I am writing a maths library for a raytracer project, and so I'm trying to make my heavy operations (like matrix inverse) more optimised. After doing some research, I discovered this trick to invert a transformation matrix (described in more detail in this document I made if anyone's interested: https://docs.google.com/document/d/1ok8dzMk7EZiZaVRB61zGDlxRSDoelX3z6ixaCRlg0yM/edit) where I store my transformation matrix as three different matrices (scaling, rotation, and translation), and then I just invert each one of them, and combine the matrices to get the final result, the inverse. Here's the code (also available on godbolt): https://godbolt.org/z/cjsfGzW3c

#include <immintrin.h>

typedef union u_vec4s
{
    float       a[4];
    __m128      simd;
    struct
    {
        float   x;
        float   y;
        float   z;
        float   w;
    };
}__attribute((aligned(16))) t_vec4s;

typedef union u_mat4s
{
    float       a[4][4];
    __m128      simd[4];
    __m256      _ymm[2];
    struct
    {
        t_vec4s   r1;
        t_vec4s   r2;
        t_vec4s   r3;
        t_vec4s   r4;
    };
}__attribute((aligned(16))) t_mat4s;

t_mat4s lag_get_transform_matrix_inverse(const t_mat4s s, const t_mat4s r, const t_mat4s t)
{
    // const __m128 zeros = _mm_set1_ps(0);
    const __m128 mul00 = _mm_set_ps(1, -t.r3.w, -t.r2.w, -t.r1.w);
    t_mat4s t1w0;
    t_mat4s s1rr;

    __m128 tmp0 = _mm_unpacklo_ps(r.simd[0], r.simd[1]); // [r00, r10, r01, r11]
    __m128 tmp1 = _mm_unpackhi_ps(r.simd[0], r.simd[1]); // [r02, r12, r03, r13]
    __m128 tmp2 = _mm_unpacklo_ps(r.simd[2], r.simd[3]); // [r20, r30, r21, r31]
    __m128 tmp3 = _mm_unpackhi_ps(r.simd[2], r.simd[3]); // [r22, r32, r23, r33]

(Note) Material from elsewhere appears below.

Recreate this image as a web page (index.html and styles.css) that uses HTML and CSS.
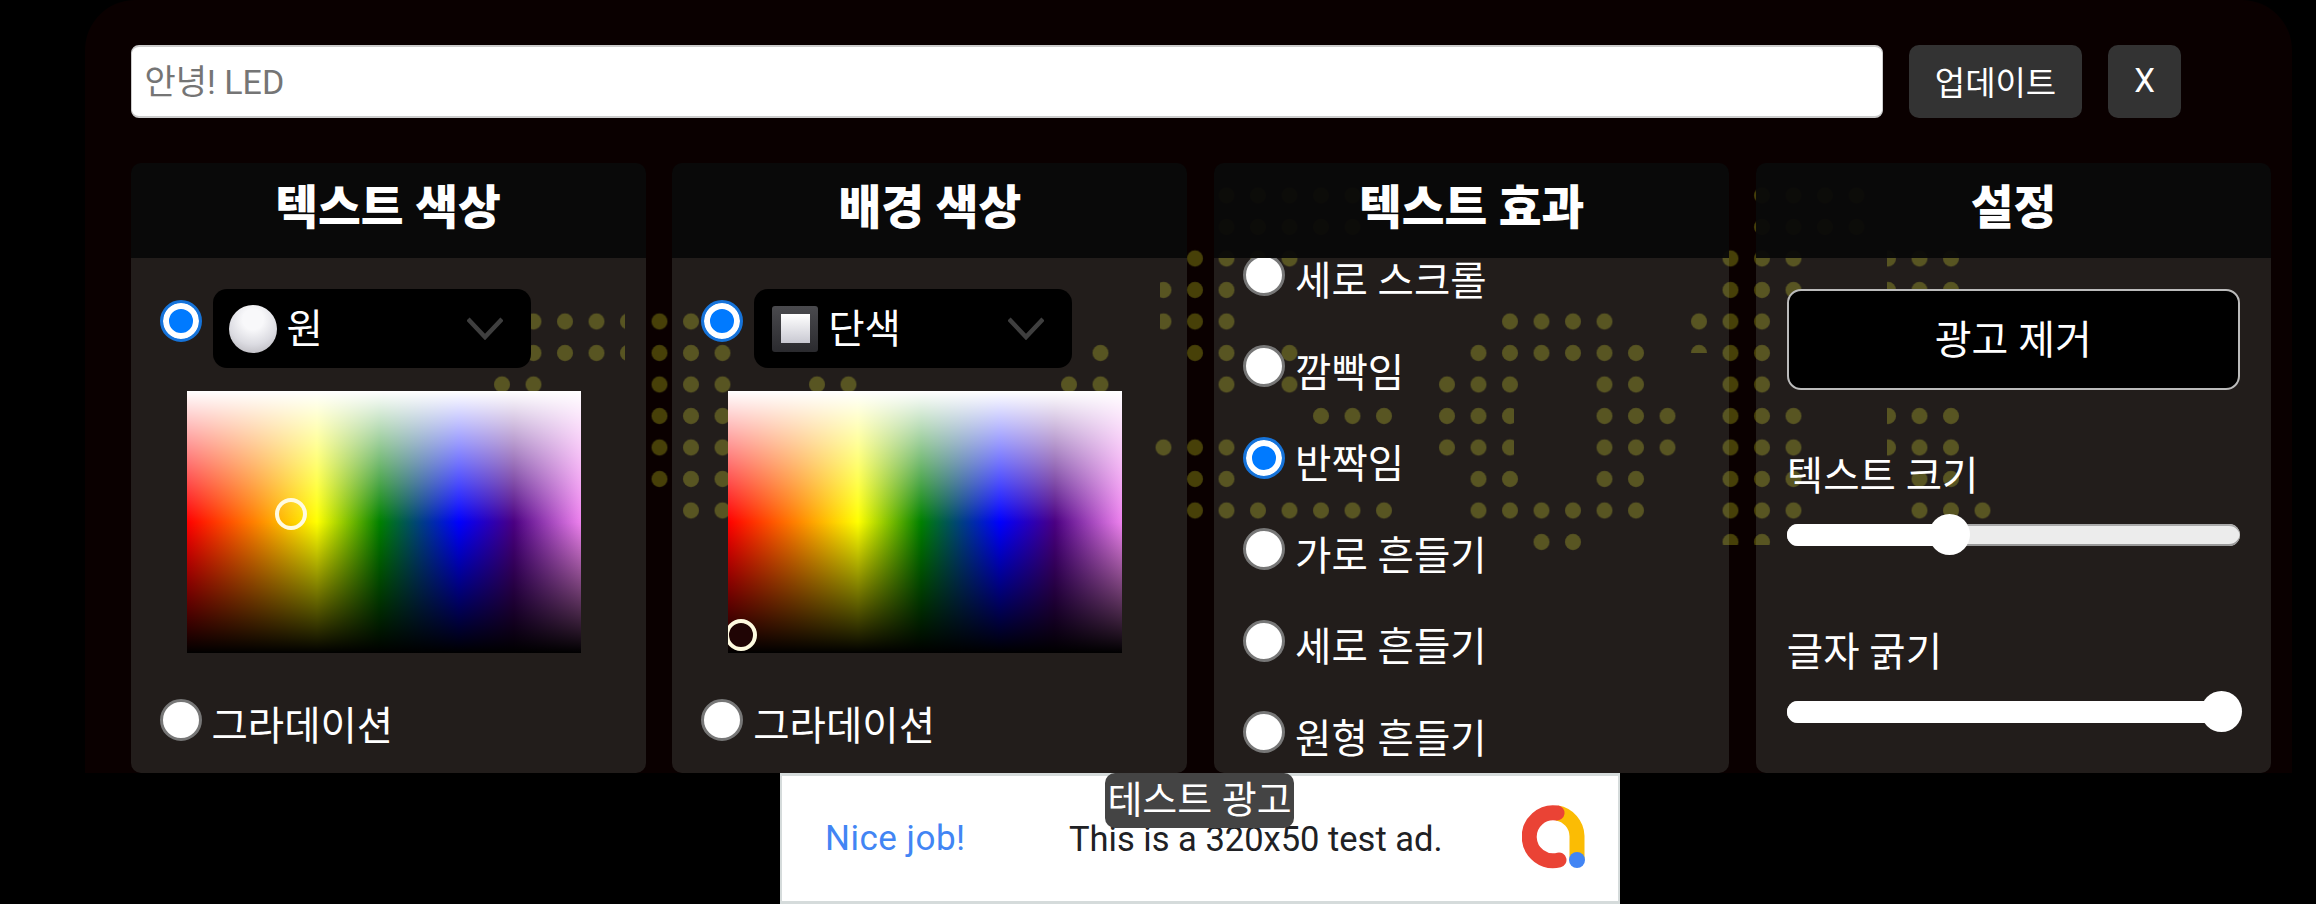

    s1rr.simd[0] = _mm_mul_ps(_mm_movelh_ps(tmp0, tmp2), _mm_set1_ps(1.f / s.r1.x)); // [r00/sx, r10/sx, r20/sx, r30/sx]
    s1rr.simd[1] = _mm_mul_ps(_mm_movehl_ps(tmp2, tmp0), _mm_set1_ps(1.f / s.r2.y)); // [r01/sy, r11/sy, r21/sy, r31/sy]
    s1rr.simd[2] = _mm_mul_ps(_mm_movelh_ps(tmp1, tmp3), _mm_set1_ps(1.f / s.r3.z)); // [r02/sz, r12/sz, r22/sz, r32/sz]
    s1rr.simd[3] = _mm_movehl_ps(tmp3, tmp1); // [0, 0, 0, 1]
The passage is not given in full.